By Harvey Hoffman
Edmonton is under consideration by the NHL as a hub where games could be played in a compressed timeline to complete the regular season.
Alberta premier Jason Kenney said yesterday he’d had a conversation with NHL commissioner Gary Bettman, who seemed to be interested in Edmonton as one potential site.
The question is:
Why would the NHL, which is desperate to save itself, pick an arena so hard to get to?
Was Wuhan not available?
The NHL paused the regular season March 12 with 189 games remaining in the regular season because of the COVID-19 pandemic.
“I did receive a call from NHL commissioner Gary Bettman, who wanted to ask some questions about Alberta’s status and combating COVID,” Kenney said in Edmonton.
“There was a very general conversation. We have not received a formal proposal of any kind.
“I underscored if a proposal were forthcoming, we would obviously expect the league to prepare a very detailed plan to mitigate risk.
“It’s pretty clear to me that if something like that were to happen, we would not have large crowds gathering in arenas.
“I gather the NHL is looking at finishing the season in arenas for television purposes without large crowds.

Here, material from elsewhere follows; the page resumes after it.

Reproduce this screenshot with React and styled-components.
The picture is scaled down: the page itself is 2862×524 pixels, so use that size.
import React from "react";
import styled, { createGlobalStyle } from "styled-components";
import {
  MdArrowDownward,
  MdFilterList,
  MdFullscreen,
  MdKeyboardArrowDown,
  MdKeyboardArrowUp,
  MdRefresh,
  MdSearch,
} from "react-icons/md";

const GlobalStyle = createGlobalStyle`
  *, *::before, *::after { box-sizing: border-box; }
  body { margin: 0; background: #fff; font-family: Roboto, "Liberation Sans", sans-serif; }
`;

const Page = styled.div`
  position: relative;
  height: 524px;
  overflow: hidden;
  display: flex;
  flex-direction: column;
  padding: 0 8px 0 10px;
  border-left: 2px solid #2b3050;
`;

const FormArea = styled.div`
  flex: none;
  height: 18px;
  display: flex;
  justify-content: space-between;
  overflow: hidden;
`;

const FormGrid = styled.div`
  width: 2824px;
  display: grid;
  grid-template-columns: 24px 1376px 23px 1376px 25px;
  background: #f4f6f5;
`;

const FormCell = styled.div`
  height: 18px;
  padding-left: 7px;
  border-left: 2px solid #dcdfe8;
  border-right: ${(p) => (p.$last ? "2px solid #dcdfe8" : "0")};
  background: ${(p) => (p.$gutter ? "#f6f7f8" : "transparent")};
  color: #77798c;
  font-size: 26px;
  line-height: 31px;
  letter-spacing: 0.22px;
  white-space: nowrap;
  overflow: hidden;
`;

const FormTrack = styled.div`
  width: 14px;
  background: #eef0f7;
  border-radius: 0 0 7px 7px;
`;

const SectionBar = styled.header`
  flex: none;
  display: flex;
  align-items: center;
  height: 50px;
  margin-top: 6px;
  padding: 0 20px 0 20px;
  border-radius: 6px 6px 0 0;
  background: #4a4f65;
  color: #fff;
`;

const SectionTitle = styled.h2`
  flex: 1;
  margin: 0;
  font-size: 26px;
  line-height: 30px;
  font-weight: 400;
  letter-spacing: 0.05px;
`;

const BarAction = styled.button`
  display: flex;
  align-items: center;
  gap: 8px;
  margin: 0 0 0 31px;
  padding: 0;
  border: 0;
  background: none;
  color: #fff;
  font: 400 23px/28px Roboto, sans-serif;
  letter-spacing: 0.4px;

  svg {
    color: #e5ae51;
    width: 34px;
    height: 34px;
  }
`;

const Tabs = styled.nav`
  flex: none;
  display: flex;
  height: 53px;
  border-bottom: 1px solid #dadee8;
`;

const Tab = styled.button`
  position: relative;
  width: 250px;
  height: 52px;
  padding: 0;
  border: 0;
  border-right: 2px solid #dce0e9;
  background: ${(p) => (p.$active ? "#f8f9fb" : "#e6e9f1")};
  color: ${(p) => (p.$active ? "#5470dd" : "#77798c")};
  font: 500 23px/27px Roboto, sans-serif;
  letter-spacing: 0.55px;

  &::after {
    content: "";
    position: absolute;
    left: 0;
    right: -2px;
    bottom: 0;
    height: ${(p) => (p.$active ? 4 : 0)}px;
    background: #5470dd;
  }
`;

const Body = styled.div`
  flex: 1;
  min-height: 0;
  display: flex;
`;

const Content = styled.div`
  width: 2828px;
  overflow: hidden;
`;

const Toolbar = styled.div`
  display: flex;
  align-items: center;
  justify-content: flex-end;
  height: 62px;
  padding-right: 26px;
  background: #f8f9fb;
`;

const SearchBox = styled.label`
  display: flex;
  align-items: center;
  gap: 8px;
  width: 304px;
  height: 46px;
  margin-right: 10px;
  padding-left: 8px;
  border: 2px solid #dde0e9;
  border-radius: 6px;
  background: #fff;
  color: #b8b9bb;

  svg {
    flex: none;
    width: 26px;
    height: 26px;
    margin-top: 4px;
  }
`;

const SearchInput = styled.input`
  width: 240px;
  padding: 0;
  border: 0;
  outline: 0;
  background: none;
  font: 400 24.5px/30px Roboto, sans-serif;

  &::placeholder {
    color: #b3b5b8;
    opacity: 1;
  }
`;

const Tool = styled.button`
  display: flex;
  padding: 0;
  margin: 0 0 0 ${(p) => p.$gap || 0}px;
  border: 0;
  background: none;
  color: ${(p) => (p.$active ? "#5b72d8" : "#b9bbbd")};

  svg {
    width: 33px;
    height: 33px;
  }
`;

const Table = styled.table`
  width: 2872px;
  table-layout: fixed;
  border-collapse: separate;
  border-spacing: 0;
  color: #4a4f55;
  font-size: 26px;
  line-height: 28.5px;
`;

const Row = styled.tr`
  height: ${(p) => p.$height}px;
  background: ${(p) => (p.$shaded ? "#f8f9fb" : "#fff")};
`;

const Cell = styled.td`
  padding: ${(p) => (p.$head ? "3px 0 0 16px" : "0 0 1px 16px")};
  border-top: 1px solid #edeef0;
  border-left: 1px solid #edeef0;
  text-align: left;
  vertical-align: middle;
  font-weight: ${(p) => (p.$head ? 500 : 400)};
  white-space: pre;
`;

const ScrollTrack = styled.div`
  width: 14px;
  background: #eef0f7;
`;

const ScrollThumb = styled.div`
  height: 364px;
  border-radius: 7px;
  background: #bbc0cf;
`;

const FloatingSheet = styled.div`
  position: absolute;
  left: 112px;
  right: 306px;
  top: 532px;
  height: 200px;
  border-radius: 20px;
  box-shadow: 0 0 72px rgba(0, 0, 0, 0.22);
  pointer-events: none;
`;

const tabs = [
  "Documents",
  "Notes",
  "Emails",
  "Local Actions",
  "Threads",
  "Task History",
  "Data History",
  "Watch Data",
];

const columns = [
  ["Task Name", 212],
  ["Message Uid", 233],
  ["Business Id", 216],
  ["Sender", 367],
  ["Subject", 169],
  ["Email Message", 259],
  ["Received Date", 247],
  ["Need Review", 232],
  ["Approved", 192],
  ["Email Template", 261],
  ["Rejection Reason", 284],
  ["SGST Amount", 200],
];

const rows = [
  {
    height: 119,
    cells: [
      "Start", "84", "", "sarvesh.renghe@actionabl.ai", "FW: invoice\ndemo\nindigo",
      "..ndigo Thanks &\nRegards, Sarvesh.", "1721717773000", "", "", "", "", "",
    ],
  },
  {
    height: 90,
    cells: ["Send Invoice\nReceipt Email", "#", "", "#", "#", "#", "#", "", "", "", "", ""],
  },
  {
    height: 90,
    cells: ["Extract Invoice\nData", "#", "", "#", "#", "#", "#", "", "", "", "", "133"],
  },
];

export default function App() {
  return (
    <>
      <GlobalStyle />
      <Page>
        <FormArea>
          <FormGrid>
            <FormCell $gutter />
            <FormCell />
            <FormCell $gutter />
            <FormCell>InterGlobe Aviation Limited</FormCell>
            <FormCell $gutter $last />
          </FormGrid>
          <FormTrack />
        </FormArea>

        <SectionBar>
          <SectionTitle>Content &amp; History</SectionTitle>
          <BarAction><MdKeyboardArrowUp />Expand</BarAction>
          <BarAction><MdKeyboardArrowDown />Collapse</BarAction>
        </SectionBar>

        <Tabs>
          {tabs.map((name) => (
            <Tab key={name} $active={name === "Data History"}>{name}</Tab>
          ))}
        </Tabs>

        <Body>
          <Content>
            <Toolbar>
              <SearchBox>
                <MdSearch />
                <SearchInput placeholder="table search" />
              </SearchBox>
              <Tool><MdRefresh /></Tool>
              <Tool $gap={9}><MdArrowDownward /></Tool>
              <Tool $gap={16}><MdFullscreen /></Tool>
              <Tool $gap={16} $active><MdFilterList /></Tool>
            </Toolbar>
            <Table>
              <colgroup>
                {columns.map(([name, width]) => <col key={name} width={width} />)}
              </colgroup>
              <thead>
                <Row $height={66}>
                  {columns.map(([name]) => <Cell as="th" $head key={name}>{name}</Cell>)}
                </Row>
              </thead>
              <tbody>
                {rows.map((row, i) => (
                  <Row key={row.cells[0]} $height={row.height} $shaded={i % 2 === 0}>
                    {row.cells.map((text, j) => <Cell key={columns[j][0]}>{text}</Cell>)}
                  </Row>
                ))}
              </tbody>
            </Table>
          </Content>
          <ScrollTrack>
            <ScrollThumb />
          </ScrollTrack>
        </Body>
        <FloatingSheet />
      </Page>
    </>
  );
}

Whether or not we could accommodate that, we do not yet know.”
Under one scenario the league is mulling to finish the regular season, four NHL arenas would host three games per day without fans, Bettman told Sportsnet.
The commissioner said the league has moved away from the idea of games in non-NHL centers because NHL arenas have more locker rooms — which can be sanitized as teams move in and out — and are better equipped for technology and broadcasting equipment for television.
The NHL has extended its self-quarantine recommendations to players until April 30. Bettman says the NHL Players’ Association wants a three-week training camp before a regular season could resume.
Of Alberta’s 3,401 cases of infection, 1,310 people have recovered and 66 have died.
The province is currently restricting gatherings of people to no more than 15, and that “includes large sporting events.”
“We have very clear requirements under the public health measures currently in place,” Alberta’s chief medical officer Dr. Deena Hinshaw said Wednesday.
“As we look at the future and look at that re-launch, those may shift and change based on our epidemiology and where our numbers are.
“Whatever those orders are and the requirements are, we will be looking to see a proposal that lines up with those.”